----- Data section -----

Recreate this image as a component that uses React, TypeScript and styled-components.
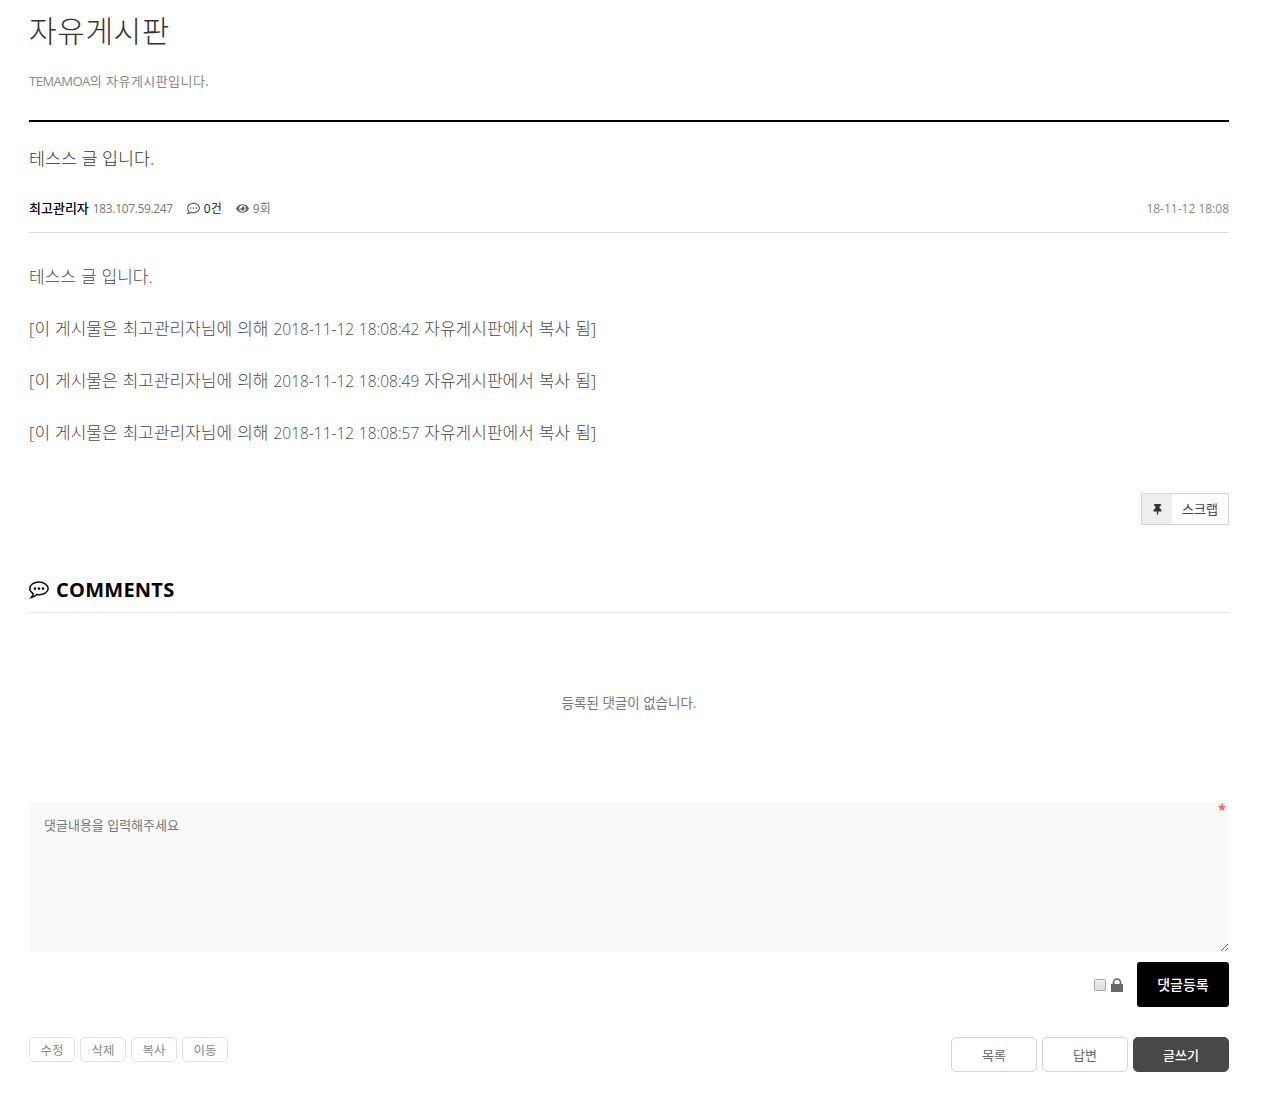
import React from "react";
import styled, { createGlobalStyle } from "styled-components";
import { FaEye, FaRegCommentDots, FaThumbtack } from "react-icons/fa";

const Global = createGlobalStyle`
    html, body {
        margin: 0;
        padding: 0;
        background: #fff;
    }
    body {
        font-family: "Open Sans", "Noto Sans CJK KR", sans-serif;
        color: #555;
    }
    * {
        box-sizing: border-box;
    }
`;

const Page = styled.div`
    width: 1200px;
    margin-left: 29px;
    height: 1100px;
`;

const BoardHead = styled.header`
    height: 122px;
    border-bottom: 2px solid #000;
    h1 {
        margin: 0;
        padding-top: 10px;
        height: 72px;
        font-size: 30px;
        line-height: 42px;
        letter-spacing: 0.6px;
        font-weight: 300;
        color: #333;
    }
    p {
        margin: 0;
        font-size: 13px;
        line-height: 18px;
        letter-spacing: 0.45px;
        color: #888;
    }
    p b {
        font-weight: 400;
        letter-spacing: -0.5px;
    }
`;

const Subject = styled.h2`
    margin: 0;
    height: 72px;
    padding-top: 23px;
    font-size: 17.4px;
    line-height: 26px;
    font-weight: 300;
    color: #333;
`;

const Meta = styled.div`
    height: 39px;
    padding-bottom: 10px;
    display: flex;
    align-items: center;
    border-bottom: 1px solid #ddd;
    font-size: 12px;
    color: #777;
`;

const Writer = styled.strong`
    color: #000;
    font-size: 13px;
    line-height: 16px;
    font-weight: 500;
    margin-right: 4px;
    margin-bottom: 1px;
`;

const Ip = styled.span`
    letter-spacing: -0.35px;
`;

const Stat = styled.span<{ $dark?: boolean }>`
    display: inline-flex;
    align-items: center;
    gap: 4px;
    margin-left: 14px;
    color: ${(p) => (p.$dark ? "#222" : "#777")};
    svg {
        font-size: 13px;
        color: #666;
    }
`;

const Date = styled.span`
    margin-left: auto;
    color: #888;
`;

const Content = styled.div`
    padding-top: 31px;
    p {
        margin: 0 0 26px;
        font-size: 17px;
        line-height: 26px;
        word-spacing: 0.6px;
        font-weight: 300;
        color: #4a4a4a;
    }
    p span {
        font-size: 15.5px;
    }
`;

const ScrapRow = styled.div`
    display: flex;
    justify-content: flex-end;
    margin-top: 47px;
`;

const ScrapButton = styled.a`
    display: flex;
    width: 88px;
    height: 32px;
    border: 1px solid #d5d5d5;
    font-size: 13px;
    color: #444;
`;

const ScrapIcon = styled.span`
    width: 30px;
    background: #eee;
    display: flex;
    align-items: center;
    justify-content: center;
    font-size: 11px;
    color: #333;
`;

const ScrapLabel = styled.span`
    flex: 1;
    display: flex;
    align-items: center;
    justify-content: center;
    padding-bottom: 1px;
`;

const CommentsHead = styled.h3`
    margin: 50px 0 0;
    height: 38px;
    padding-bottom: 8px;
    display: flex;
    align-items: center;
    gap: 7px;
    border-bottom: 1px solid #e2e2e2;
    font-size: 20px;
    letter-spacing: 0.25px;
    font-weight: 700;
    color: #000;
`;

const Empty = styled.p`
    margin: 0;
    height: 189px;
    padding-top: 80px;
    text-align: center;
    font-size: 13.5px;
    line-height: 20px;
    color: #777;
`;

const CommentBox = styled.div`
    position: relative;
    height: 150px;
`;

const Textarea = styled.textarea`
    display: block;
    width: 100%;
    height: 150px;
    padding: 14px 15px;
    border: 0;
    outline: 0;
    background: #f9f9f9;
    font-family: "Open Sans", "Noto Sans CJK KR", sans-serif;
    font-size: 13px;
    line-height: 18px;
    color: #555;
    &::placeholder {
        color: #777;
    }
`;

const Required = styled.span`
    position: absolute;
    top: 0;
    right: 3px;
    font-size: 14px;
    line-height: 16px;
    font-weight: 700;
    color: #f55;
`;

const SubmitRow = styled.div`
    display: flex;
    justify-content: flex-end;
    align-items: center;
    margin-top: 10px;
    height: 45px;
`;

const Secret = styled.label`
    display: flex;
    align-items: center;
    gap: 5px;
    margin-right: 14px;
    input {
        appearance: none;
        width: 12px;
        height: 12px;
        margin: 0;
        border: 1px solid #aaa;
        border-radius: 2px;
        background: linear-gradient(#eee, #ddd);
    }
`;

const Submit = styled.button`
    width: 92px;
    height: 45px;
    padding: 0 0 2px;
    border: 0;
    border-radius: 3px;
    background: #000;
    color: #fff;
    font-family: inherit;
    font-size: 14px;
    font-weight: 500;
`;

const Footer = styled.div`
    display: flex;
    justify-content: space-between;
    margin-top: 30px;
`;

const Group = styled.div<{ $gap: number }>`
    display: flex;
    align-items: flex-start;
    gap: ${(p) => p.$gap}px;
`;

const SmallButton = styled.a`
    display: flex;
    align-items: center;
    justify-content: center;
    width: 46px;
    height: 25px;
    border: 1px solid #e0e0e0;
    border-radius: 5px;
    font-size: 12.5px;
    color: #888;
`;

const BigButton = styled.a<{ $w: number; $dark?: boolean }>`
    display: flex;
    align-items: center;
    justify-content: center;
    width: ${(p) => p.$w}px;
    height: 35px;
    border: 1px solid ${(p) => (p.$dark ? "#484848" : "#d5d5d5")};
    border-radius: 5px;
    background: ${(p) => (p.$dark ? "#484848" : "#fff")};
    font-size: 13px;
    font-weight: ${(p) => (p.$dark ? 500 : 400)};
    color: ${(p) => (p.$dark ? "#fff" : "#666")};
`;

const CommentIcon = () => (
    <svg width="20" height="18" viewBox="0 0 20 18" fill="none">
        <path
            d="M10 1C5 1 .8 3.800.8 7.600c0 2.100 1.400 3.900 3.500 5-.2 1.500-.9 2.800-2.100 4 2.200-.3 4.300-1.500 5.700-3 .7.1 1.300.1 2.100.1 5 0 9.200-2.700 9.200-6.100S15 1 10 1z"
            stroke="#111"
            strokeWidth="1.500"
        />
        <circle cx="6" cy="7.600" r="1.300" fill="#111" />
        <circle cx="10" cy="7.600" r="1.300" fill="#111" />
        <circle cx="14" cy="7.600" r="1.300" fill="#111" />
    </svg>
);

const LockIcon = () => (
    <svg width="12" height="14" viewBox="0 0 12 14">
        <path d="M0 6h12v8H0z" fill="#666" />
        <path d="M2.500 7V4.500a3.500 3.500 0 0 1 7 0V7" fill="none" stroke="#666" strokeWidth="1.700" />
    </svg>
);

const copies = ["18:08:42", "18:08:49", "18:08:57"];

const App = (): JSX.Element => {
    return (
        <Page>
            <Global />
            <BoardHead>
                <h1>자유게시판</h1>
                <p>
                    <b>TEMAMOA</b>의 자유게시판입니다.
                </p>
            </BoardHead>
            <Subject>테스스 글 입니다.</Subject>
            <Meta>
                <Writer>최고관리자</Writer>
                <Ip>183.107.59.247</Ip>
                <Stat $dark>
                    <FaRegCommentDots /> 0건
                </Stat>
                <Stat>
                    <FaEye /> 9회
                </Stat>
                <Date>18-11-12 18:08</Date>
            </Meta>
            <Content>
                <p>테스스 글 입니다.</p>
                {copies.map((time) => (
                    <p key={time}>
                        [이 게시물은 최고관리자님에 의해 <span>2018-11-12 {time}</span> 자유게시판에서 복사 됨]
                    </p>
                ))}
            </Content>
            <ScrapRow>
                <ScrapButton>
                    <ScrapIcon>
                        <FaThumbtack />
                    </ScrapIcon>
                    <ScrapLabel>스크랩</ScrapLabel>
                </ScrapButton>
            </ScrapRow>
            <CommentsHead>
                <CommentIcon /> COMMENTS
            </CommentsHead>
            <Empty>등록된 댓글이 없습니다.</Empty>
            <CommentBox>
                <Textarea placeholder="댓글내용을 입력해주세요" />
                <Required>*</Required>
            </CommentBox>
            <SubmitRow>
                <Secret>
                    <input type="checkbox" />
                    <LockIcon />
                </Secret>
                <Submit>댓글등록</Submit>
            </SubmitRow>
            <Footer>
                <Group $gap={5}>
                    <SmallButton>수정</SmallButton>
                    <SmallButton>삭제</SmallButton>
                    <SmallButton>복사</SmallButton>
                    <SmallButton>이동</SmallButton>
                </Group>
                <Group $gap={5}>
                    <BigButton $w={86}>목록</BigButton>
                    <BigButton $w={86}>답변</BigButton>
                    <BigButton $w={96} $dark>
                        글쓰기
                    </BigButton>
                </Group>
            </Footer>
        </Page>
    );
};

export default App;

-----

Every line in the data that holds "components" should be copied out.

### Full output
Recreate this image as a component that uses React, TypeScript and styled-components.
import styled, { createGlobalStyle } from "styled-components";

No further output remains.